● AIM OF THE EXERCISE
Locate the word "styles" in the data below, then copy every line that holds it.
>> start
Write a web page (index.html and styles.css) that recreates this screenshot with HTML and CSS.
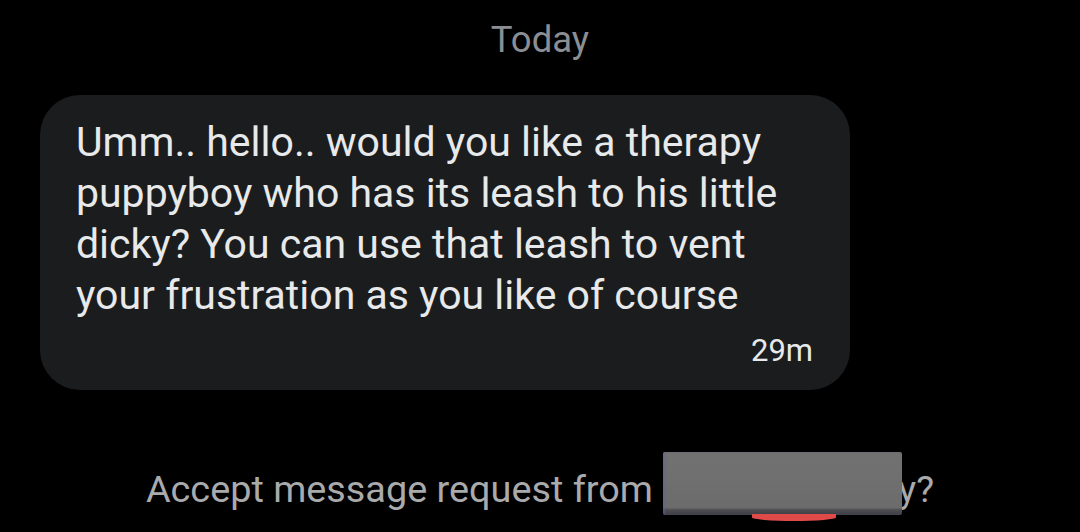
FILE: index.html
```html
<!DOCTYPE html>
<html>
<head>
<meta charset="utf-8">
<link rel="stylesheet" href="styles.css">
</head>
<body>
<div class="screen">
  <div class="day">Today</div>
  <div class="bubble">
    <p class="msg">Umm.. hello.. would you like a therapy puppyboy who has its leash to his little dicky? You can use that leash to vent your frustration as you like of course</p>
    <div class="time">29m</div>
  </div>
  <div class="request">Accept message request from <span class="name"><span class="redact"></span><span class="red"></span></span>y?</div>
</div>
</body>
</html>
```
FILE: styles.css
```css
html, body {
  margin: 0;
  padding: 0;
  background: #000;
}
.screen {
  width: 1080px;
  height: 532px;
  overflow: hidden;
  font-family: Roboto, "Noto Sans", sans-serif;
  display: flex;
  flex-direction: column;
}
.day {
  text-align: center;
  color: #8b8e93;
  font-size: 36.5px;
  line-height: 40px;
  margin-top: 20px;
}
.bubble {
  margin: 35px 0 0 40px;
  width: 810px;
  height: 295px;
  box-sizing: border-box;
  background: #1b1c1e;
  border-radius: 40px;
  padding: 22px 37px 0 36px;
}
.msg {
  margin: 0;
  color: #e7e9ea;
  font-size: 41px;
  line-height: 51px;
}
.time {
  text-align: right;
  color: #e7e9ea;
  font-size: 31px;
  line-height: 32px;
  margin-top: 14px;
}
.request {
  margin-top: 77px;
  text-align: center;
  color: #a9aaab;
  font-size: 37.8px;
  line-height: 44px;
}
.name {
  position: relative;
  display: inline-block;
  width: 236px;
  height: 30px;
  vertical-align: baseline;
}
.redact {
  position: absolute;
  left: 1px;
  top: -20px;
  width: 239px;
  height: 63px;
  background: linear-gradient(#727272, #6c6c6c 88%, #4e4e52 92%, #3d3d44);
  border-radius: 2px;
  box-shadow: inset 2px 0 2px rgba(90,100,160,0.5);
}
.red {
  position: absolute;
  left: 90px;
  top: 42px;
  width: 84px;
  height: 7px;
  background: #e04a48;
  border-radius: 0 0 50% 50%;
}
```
>> end
● OUTPUT FOR THIS TASK
Write a web page (index.html and styles.css) that recreates this screenshot with HTML and CSS.
<link rel="stylesheet" href="styles.css">
FILE: styles.css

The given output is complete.